* _STATED PROBLEM_
Transcribe the listing verbatim. Do not carry over any pictures.

* _RECORDED INFORMATION_
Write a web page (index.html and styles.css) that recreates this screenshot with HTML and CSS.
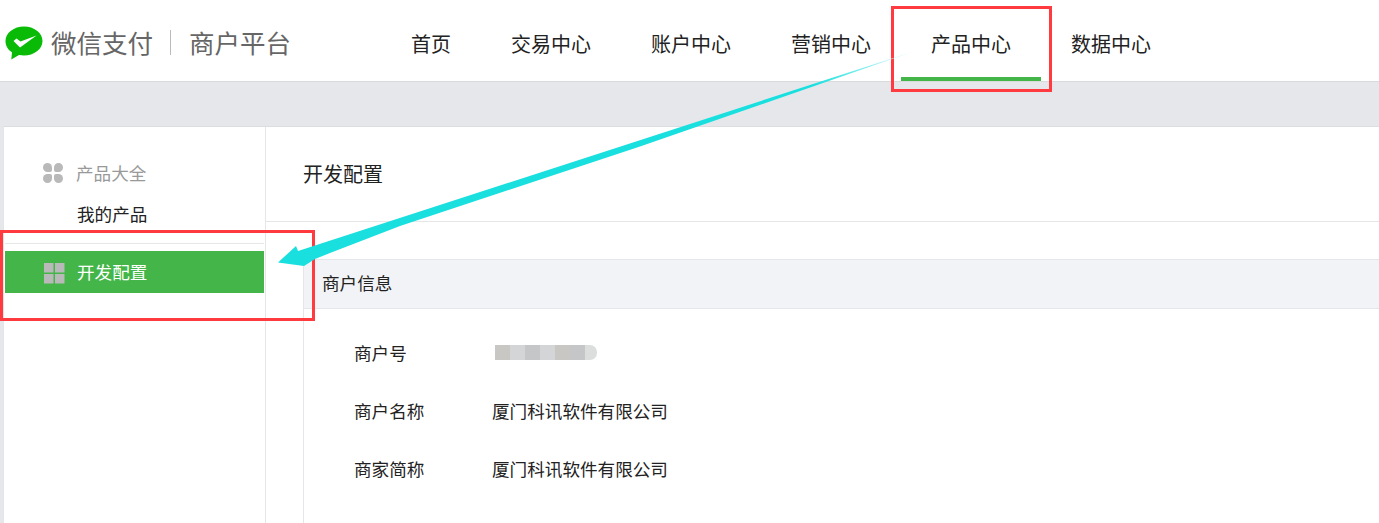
FILE: index.html
```html
<!DOCTYPE html>
<html lang="zh-CN">
<head>
  <meta charset="UTF-8">
  <title>微信支付商户平台</title>
  <link rel="stylesheet" href="styles.css">
</head>
<body>
  <header class="topbar">
    <div class="logo">
      <svg class="logo-icon" width="38" height="34" viewBox="0 0 38 34">
        <path d="M19 0.500C9 0.500 0.500 6.700 0.500 15C0.500 19.800 3 23.800 7 26.300L6.300 33.500L14 29C15.600 29.300 17.300 29.500 19 29.500C29 29.500 37.500 23.300 37.500 15C37.500 6.700 29 0.500 19 0.500Z" fill="#09bb07"/>
        <path d="M8.500 15L11.500 12.500L15.500 15.500L31.500 9.500L15 21.500Z" fill="#fff"/>
      </svg>
      <span class="logo-name">微信支付</span>
      <span class="logo-line"></span>
      <span class="logo-name">商户平台</span>
    </div>
    <nav class="nav">
      <a class="nav-item">首页</a>
      <a class="nav-item">交易中心</a>
      <a class="nav-item">账户中心</a>
      <a class="nav-item">营销中心</a>
      <a class="nav-item active">产品中心</a>
      <a class="nav-item">数据中心</a>
    </nav>
  </header>

  <div class="page">
    <aside class="sidebar">
      <div class="side-title">
        <svg class="side-icon" width="22" height="22" viewBox="0 0 22 22" fill="#b9b9b9">
          <path d="M5.500 1A4.500 4.500 0 0 1 10 5.500V8A2 2 0 0 1 8 10H5.500A4.500 4.500 0 0 1 5.500 1Z"/>
          <path d="M16.500 1A4.500 4.500 0 0 1 16.500 10H14A2 2 0 0 1 12 8V5.500A4.500 4.500 0 0 1 16.500 1Z"/>
          <path d="M5.500 12H8A2 2 0 0 1 10 14V16.500A4.500 4.500 0 1 1 5.500 12Z"/>
          <path d="M14 12H16.500A4.500 4.500 0 1 1 12 16.500V14A2 2 0 0 1 14 12Z"/>
        </svg>
        <span class="side-text">产品大全</span>
      </div>
      <div class="side-link">我的产品</div>
      <div class="side-divider"></div>
      <div class="side-active">
        <svg class="side-icon low" width="22" height="22" viewBox="0 0 22 22" fill="#b9b9b9">
          <rect x="1" y="1" width="9.500" height="9.500"/>
          <rect x="12" y="1" width="9.500" height="9.500"/>
          <rect x="1" y="12" width="9.500" height="9.500"/>
          <rect x="12" y="12" width="9.500" height="9.500"/>
        </svg>
        <span class="side-text">开发配置</span>
      </div>
    </aside>

    <main class="content">
      <h1 class="content-title">开发配置</h1>
      <section class="panel">
        <h2 class="panel-head">商户信息</h2>
        <dl class="info">
          <div class="info-row">
            <dt>商户号</dt>
            <dd class="masked">
              <i class="m1"></i><i class="m2"></i><i class="m3"></i><i class="m2"></i><i class="m1"></i><i class="m3"></i><i class="m4"></i>
            </dd>
          </div>
          <div class="info-row">
            <dt>商户名称</dt>
            <dd>厦门科讯软件有限公司</dd>
          </div>
          <div class="info-row">
            <dt>商家简称</dt>
            <dd>厦门科讯软件有限公司</dd>
          </div>
        </dl>
      </section>
    </main>
  </div>

  <!-- annotations drawn on top of the screenshot -->
  <div class="mark mark-nav"></div>
  <div class="mark mark-side"></div>
  <svg class="arrow" width="1379" height="523" viewBox="0 0 1379 523">
    <defs>
      <linearGradient id="arrowFill" gradientUnits="userSpaceOnUse" x1="278" y1="262" x2="915" y2="51">
        <stop offset="0" stop-color="#19dfdf"/>
        <stop offset="0.84" stop-color="#19dfdf"/>
        <stop offset="1" stop-color="#e8fbfb"/>
      </linearGradient>
    </defs>
    <path d="M278 262.500L296 246L298 251L915 51L640 146.500L400 226L330 253L315 259L304 266Z" fill="url(#arrowFill)"/>
  </svg>
</body>
</html>
```

FILE: styles.css
```css
* {
  box-sizing: border-box;
}
html, body {
  height: 523px;
  overflow: hidden;
}
body {
  margin: 0;
  background-color: #e5e7eb;
  color: #222;
  font-family: "Noto Sans CJK SC", "Liberation Sans", sans-serif;
  position: relative;
}
.topbar {
  display: flex;
  height: 82px;
  background: #fff;
  border-bottom: 1px solid #d9dadc;
}
.logo {
  display: flex;
  align-items: center;
  width: 381px;
  height: 81px;
  padding: 3px 0 0 5px;
}
.logo-icon {
  margin-right: 8px;
  margin-top: 1px;
}
.logo-name {
  font-size: 25.500px;
  line-height: 34px;
  color: #666;
}
.logo-line {
  width: 1px;
  height: 25px;
  margin: 0 18px 0 17px;
  background: #bbb;
}
.nav {
  display: flex;
}
.nav-item {
  height: 81px;
  padding: 0 30px;
  border-bottom: 4px solid transparent;
  font-size: 20px;
  line-height: 88px;
  white-space: nowrap;
}
.nav-item.active {
  border-bottom-color: #44b549;
}
.page {
  display: flex;
  height: 397px;
  margin: 44px 0 0 3px;
  background: #fff;
  border-top: 1px solid #dcdde0;
  border-left: 1px solid #e4e5e7;
}
.sidebar {
  width: 262px;
  padding-top: 25px;
  border-right: 1px solid #e5e6e8;
  font-size: 17.600px;
}
.side-title, .side-active {
  display: flex;
  align-items: center;
  padding-left: 38px;
}
.side-title {
  height: 42px;
  color: #999;
}
.side-icon {
  margin-right: 12px;
}
.side-icon.low {
  margin-top: 2px;
}
.side-text {
  margin-bottom: 2px;
}
.side-link {
  height: 42px;
  padding-left: 73px;
  line-height: 40px;
}
.side-divider {
  height: 1px;
  margin: 7px 1px;
  background: #e5e6e8;
}
.side-active {
  height: 42px;
  margin: 0 1px;
  background: #44b549;
  color: #fff;
}
.content {
  flex: 1;
  display: flex;
  flex-direction: column;
}
.content-title {
  height: 95px;
  margin: 0;
  padding-left: 37px;
  border-bottom: 1px solid #e5e6e8;
  font-size: 20px;
  font-weight: 400;
  line-height: 94px;
}
.panel {
  flex: 1;
  margin: 37px 0 0 37px;
  border-left: 1px solid #e5e6e8;
}
.panel-head {
  height: 50px;
  margin: 0;
  padding-left: 18px;
  background: #f2f3f7;
  border-top: 1px solid #e5e6ea;
  border-bottom: 1px solid #e5e6ea;
  font-size: 17.600px;
  font-weight: 400;
  line-height: 45px;
}
.info {
  margin: 15px 0 0;
}
.info-row {
  display: flex;
  height: 58px;
  padding-left: 50px;
  font-size: 17.600px;
  line-height: 58px;
}
.info-row dt {
  width: 138px;
}
.info-row dd {
  margin: 0;
}
.masked {
  display: flex;
  align-items: center;
  height: 58px;
  padding: 0 0 2px 3px;
}
.masked i {
  display: block;
  width: 15px;
  height: 15px;
}
.masked .m1 { background: #c8c7c3; }
.masked .m2 { background: #d4d5d7; }
.masked .m3 { background: #c5c6c8; }
.masked .m4 {
  width: 12px;
  background: #dcdddd;
  border-radius: 0 7px 7px 0;
}
.mark {
  position: absolute;
  border: 3px solid #ff3b3f;
}
.mark-nav {
  left: 891px;
  top: 6px;
  width: 161px;
  height: 86px;
}
.mark-side {
  left: 0;
  top: 230px;
  width: 315px;
  height: 91px;
}
.arrow {
  position: absolute;
  left: 0;
  top: 0;
}
```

* _TASK OUTPUT_
Write a web page (index.html and styles.css) that recreates this screenshot with HTML and CSS.
FILE: index.html
```html
<!DOCTYPE html>
<html lang="zh-CN">
<head>
  <meta charset="UTF-8">
  <title>微信支付商户平台</title>
  <link rel="stylesheet" href="styles.css">
</head>
<body>
  <header class="topbar">
    <div class="logo">
      <svg class="logo-icon" width="38" height="34" viewBox="0 0 38 34">
        <path d="M19 0.500C9 0.500 0.500 6.700 0.500 15C0.500 19.800 3 23.800 7 26.300L6.300 33.500L14 29C15.600 29.300 17.300 29.500 19 29.500C29 29.500 37.500 23.300 37.500 15C37.500 6.700 29 0.500 19 0.500Z" fill="#09bb07"/>
        <path d="M8.500 15L11.500 12.500L15.500 15.500L31.500 9.500L15 21.500Z" fill="#fff"/>
      </svg>
      <span class="logo-name">微信支付</span>
      <span class="logo-line"></span>
      <span class="logo-name">商户平台</span>
    </div>
    <nav class="nav">
      <a class="nav-item">首页</a>
      <a class="nav-item">交易中心</a>
      <a class="nav-item">账户中心</a>
      <a class="nav-item">营销中心</a>
      <a class="nav-item active">产品中心</a>
      <a class="nav-item">数据中心</a>
    </nav>
  </header>

  <div class="page">
    <aside class="sidebar">
      <div class="side-title">
        <svg class="side-icon" width="22" height="22" viewBox="0 0 22 22" fill="#b9b9b9">
          <path d="M5.500 1A4.500 4.500 0 0 1 10 5.500V8A2 2 0 0 1 8 10H5.500A4.500 4.500 0 0 1 5.500 1Z"/>
          <path d="M16.500 1A4.500 4.500 0 0 1 16.500 10H14A2 2 0 0 1 12 8V5.500A4.500 4.500 0 0 1 16.500 1Z"/>
          <path d="M5.500 12H8A2 2 0 0 1 10 14V16.500A4.500 4.500 0 1 1 5.500 12Z"/>
          <path d="M14 12H16.500A4.500 4.500 0 1 1 12 16.500V14A2 2 0 0 1 14 12Z"/>
        </svg>
        <span class="side-text">产品大全</span>
      </div>
      <div class="side-link">我的产品</div>
      <div class="side-divider"></div>
      <div class="side-active">
        <svg class="side-icon low" width="22" height="22" viewBox="0 0 22 22" fill="#b9b9b9">
          <rect x="1" y="1" width="9.500" height="9.500"/>
          <rect x="12" y="1" width="9.500" height="9.500"/>
          <rect x="1" y="12" width="9.500" height="9.500"/>
          <rect x="12" y="12" width="9.500" height="9.500"/>
        </svg>
        <span class="side-text">开发配置</span>
      </div>
    </aside>

    <main class="content">
      <h1 class="content-title">开发配置</h1>
      <section class="panel">
        <h2 class="panel-head">商户信息</h2>
        <dl class="info">
          <div class="info-row">
            <dt>商户号</dt>
            <dd class="masked">
              <i class="m1"></i><i class="m2"></i><i class="m3"></i><i class="m2"></i><i class="m1"></i><i class="m3"></i><i class="m4"></i>
            </dd>
          </div>
          <div class="info-row">
            <dt>商户名称</dt>
            <dd>厦门科讯软件有限公司</dd>
          </div>
          <div class="info-row">
            <dt>商家简称</dt>
            <dd>厦门科讯软件有限公司</dd>
          </div>
        </dl>
      </section>
    </main>
  </div>

  <!-- annotations drawn on top of the screenshot -->
  <div class="mark mark-nav"></div>
  <div class="mark mark-side"></div>
  <svg class="arrow" width="1379" height="523" viewBox="0 0 1379 523">
    <defs>
      <linearGradient id="arrowFill" gradientUnits="userSpaceOnUse" x1="278" y1="262" x2="915" y2="51">
        <stop offset="0" stop-color="#19dfdf"/>
        <stop offset="0.84" stop-color="#19dfdf"/>
        <stop offset="1" stop-color="#e8fbfb"/>
      </linearGradient>
    </defs>
    <path d="M278 262.500L296 246L298 251L915 51L640 146.500L400 226L330 253L315 259L304 266Z" fill="url(#arrowFill)"/>
  </svg>
</body>
</html>
```

FILE: styles.css
```css
* {
  box-sizing: border-box;
}
html, body {
  height: 523px;
  overflow: hidden;
}
body {
  margin: 0;
  background-color: #e5e7eb;
  color: #222;
  font-family: "Noto Sans CJK SC", "Liberation Sans", sans-serif;
  position: relative;
}
.topbar {
  display: flex;
  height: 82px;
  background: #fff;
  border-bottom: 1px solid #d9dadc;
}
.logo {
  display: flex;
  align-items: center;
  width: 381px;
  height: 81px;
  padding: 3px 0 0 5px;
}
.logo-icon {
  margin-right: 8px;
  margin-top: 1px;
}
.logo-name {
  font-size: 25.500px;
  line-height: 34px;
  color: #666;
}
.logo-line {
  width: 1px;
  height: 25px;
  margin: 0 18px 0 17px;
  background: #bbb;
}
.nav {
  display: flex;
}
.nav-item {
  height: 81px;
  padding: 0 30px;
  border-bottom: 4px solid transparent;
  font-size: 20px;
  line-height: 88px;
  white-space: nowrap;
}
.nav-item.active {
  border-bottom-color: #44b549;
}
.page {
  display: flex;
  height: 397px;
  margin: 44px 0 0 3px;
  background: #fff;
  border-top: 1px solid #dcdde0;
  border-left: 1px solid #e4e5e7;
}
.sidebar {
  width: 262px;
  padding-top: 25px;
  border-right: 1px solid #e5e6e8;
  font-size: 17.600px;
}
.side-title, .side-active {
  display: flex;
  align-items: center;
  padding-left: 38px;
}
.side-title {
  height: 42px;
  color: #999;
}
.side-icon {
  margin-right: 12px;
}
.side-icon.low {
  margin-top: 2px;
}
.side-text {
  margin-bottom: 2px;
}
.side-link {
  height: 42px;
  padding-left: 73px;
  line-height: 40px;
}
.side-divider {
  height: 1px;
  margin: 7px 1px;
  background: #e5e6e8;
}
.side-active {
  height: 42px;
  margin: 0 1px;
  background: #44b549;
  color: #fff;
}
.content {
  flex: 1;
  display: flex;
  flex-direction: column;
}
.content-title {
  height: 95px;
  margin: 0;
  padding-left: 37px;
  border-bottom: 1px solid #e5e6e8;
  font-size: 20px;
  font-weight: 400;
  line-height: 94px;
}
.panel {
  flex: 1;
  margin: 37px 0 0 37px;
  border-left: 1px solid #e5e6e8;
}
.panel-head {
  height: 50px;
  margin: 0;
  padding-left: 18px;
  background: #f2f3f7;
  border-top: 1px solid #e5e6ea;
  border-bottom: 1px solid #e5e6ea;
  font-size: 17.600px;
  font-weight: 400;
  line-height: 45px;
}
.info {
  margin: 15px 0 0;
}
.info-row {
  display: flex;
  height: 58px;
  padding-left: 50px;
  font-size: 17.600px;
  line-height: 58px;
}
.info-row dt {
  width: 138px;
}
.info-row dd {
  margin: 0;
}
.masked {
  display: flex;
  align-items: center;
  height: 58px;
  padding: 0 0 2px 3px;
}
.masked i {
  display: block;
  width: 15px;
  height: 15px;
}
.masked .m1 { background: #c8c7c3; }
.masked .m2 { background: #d4d5d7; }
.masked .m3 { background: #c5c6c8; }
.masked .m4 {
  width: 12px;
  background: #dcdddd;
  border-radius: 0 7px 7px 0;
}
.mark {
  position: absolute;
  border: 3px solid #ff3b3f;
}
.mark-nav {
  left: 891px;
  top: 6px;
  width: 161px;
  height: 86px;
}
.mark-side {
  left: 0;
  top: 230px;
  width: 315px;
  height: 91px;
}
.arrow {
  position: absolute;
  left: 0;
  top: 0;
}
```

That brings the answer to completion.